Have you asked directly if he is trying to play it "cool" or are you assuming that and then reading his body language as rude or awkward? If this were my child, I would relay how he comes off to me, ask if that is his intent, go from there. Since he seems at ease with family and friends, I might think this is a bit of stage fright or performance anxiety in impromptu situations, which should dissipate as he has more opportunities to have to wing it on demand.

As you noted, he is quite comfortable talking at an audience on something he knows. Its different when he might have to give an opinion on a topic randomly thrown at him, which can be judged. Top that with the give and take of conversation with someone he may not know well (an adult friend of yours), or a teacher/authority (who may judge/grade) and for now it is a recipe for slight disaster.

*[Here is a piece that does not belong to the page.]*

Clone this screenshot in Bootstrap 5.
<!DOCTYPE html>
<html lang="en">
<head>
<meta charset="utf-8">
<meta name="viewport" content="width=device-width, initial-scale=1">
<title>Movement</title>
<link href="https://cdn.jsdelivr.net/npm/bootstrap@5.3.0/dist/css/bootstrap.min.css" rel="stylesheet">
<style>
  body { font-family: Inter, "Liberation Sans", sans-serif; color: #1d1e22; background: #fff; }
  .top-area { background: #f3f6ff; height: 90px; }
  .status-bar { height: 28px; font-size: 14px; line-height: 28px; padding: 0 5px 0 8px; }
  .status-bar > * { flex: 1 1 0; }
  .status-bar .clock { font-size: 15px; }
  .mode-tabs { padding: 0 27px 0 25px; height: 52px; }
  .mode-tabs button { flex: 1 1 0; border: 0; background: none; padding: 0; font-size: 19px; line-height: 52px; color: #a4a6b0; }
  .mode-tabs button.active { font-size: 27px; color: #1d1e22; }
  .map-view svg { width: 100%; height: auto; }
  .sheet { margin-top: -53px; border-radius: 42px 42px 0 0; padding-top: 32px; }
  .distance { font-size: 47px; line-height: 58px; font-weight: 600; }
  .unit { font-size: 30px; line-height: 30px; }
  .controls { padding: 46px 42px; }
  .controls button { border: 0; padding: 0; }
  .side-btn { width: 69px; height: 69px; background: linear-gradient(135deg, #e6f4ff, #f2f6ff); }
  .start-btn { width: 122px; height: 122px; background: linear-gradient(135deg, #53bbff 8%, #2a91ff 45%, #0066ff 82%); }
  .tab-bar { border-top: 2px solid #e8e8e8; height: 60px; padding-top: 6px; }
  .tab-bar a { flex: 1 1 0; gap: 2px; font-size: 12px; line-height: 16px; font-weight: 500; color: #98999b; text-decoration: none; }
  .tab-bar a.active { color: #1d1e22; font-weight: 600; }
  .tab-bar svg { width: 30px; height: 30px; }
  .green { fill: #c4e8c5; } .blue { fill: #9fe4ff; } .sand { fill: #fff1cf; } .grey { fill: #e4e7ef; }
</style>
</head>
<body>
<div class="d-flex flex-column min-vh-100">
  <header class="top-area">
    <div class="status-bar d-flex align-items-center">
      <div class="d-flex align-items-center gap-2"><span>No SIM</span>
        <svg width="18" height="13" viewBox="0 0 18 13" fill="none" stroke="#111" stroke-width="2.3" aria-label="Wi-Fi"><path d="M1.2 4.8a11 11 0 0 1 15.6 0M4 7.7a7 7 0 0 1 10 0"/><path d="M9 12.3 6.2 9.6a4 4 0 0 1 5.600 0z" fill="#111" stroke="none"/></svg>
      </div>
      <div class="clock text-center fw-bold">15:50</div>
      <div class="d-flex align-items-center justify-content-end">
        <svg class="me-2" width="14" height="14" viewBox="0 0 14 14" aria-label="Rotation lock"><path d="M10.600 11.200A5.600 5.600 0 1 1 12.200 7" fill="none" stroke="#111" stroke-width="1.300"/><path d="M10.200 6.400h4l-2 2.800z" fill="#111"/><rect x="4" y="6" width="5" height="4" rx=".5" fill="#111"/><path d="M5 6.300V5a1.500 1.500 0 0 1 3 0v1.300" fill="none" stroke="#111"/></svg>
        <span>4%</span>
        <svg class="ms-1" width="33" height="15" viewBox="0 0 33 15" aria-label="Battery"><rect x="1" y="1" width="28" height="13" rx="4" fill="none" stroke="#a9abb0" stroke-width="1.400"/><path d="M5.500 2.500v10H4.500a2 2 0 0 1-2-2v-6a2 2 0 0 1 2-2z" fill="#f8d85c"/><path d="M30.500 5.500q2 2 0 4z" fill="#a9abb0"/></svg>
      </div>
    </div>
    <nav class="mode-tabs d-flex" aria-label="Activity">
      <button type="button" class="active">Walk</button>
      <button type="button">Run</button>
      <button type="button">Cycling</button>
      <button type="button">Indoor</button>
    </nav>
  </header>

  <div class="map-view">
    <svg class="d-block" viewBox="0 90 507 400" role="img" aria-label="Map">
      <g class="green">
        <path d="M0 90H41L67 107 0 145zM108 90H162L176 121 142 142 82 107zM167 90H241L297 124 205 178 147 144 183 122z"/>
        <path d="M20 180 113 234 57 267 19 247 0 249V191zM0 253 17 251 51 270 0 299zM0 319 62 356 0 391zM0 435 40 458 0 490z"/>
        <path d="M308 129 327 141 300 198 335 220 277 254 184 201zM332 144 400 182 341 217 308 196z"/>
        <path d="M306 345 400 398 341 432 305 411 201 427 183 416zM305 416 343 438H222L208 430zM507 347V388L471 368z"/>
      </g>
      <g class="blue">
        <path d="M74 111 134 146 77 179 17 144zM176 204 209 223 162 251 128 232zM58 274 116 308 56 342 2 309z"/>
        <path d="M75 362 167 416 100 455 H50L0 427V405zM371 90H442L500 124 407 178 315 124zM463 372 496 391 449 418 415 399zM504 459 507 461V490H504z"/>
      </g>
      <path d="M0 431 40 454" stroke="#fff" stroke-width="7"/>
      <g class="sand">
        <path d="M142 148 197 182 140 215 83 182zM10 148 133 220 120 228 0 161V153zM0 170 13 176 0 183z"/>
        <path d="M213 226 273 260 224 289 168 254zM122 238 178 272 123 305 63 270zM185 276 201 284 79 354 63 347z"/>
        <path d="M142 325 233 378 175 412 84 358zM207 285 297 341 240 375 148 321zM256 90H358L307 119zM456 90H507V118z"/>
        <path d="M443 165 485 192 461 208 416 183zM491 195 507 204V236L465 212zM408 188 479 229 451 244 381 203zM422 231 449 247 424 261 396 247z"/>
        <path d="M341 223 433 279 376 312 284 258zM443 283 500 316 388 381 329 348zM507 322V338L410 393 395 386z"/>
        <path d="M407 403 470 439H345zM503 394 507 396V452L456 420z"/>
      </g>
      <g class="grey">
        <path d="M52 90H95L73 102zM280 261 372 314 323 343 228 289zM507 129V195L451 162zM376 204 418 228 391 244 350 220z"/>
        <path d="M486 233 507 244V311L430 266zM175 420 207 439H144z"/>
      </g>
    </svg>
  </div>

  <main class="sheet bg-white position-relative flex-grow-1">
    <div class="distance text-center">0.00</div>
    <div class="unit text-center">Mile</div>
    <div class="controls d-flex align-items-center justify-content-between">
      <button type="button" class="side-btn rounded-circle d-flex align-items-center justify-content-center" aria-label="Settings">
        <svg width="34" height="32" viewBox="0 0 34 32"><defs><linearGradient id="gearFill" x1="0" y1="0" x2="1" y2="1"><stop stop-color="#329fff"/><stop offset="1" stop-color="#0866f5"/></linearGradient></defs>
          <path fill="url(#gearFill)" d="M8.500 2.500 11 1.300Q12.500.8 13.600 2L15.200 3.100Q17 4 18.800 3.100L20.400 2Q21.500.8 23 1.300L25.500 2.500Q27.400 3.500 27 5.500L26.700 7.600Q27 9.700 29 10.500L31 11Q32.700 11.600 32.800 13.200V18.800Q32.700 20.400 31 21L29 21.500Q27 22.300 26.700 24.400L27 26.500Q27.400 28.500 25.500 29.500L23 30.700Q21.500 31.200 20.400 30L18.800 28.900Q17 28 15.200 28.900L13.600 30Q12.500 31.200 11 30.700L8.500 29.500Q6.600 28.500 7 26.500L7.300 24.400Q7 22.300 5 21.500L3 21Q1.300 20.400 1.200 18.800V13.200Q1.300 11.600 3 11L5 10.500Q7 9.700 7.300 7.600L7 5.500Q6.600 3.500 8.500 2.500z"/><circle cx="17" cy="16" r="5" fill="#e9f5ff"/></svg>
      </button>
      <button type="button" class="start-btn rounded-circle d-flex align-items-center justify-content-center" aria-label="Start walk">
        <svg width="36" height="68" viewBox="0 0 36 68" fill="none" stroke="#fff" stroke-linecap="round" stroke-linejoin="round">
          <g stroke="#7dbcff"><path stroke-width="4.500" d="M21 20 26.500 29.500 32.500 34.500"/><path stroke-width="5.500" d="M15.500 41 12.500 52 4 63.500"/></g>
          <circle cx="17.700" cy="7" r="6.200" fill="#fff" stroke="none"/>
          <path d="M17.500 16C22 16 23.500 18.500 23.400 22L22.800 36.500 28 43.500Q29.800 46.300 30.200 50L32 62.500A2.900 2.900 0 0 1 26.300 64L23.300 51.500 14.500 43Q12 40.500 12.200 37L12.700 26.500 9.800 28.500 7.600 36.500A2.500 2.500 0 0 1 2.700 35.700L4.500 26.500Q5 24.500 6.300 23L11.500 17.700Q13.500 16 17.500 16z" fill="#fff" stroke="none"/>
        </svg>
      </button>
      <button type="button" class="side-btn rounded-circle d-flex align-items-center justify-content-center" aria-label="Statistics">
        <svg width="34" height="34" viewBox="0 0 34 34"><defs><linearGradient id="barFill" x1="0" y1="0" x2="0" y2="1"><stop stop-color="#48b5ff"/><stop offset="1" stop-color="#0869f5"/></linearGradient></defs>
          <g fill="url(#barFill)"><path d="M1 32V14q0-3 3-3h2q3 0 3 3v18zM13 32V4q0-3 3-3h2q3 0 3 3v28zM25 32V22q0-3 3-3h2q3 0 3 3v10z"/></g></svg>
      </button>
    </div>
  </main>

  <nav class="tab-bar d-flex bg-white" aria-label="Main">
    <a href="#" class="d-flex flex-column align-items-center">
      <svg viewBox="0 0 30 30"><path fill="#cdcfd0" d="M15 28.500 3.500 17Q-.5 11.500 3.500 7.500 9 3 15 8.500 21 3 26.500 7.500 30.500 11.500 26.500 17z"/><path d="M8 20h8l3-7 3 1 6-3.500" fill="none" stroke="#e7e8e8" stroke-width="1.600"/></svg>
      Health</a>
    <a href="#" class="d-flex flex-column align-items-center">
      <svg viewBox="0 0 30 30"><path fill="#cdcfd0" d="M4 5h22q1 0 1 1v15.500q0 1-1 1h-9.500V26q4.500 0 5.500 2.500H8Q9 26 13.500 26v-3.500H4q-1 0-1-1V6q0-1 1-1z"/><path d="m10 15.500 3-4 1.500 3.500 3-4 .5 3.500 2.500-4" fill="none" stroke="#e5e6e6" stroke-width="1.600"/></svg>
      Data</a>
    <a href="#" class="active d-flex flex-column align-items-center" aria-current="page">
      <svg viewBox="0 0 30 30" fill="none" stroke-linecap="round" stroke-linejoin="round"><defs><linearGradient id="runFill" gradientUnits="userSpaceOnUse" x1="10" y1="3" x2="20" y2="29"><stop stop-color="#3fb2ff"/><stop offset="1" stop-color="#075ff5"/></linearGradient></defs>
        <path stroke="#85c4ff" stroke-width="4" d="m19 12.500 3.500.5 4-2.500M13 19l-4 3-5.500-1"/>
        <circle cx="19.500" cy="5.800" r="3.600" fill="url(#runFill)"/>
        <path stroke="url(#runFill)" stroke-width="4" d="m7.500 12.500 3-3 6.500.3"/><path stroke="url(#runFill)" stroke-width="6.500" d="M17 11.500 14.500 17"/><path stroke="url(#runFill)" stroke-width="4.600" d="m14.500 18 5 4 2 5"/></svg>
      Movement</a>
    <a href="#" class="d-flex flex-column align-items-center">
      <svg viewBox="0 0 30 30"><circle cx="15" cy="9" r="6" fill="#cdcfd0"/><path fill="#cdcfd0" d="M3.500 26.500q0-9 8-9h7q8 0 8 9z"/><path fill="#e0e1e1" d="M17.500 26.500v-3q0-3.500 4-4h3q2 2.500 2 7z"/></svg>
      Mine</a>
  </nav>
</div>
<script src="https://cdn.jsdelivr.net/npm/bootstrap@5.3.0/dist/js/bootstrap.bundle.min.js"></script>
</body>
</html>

I also think practice helps a lot. Just as you already role play, maybe try to focus on situations that may come up and be more specific in your practice. I think front loading can go a long way. Kind of help him prepare for a situation by discussing who will be there, what might come up in conversation. You know, a neighborhood picnic or a family reunion might have people he kind of knows, but who may want to catch up with him. He'll be asked over (and over) how old he is, what grade, what does he like to do, maybe summer plans, etc.

Finally, I think being in activities with adult leaders where your son has opportunities to interact with peers and adults will benefit him. Scouts, sports, church groups, volunteer opportunities, will help him build confidence.

Hope some of this is helpful. Mostly I think he is probably right on target and is lucky that you are concerned and taking measures to continue fostering personal growth. Good luck.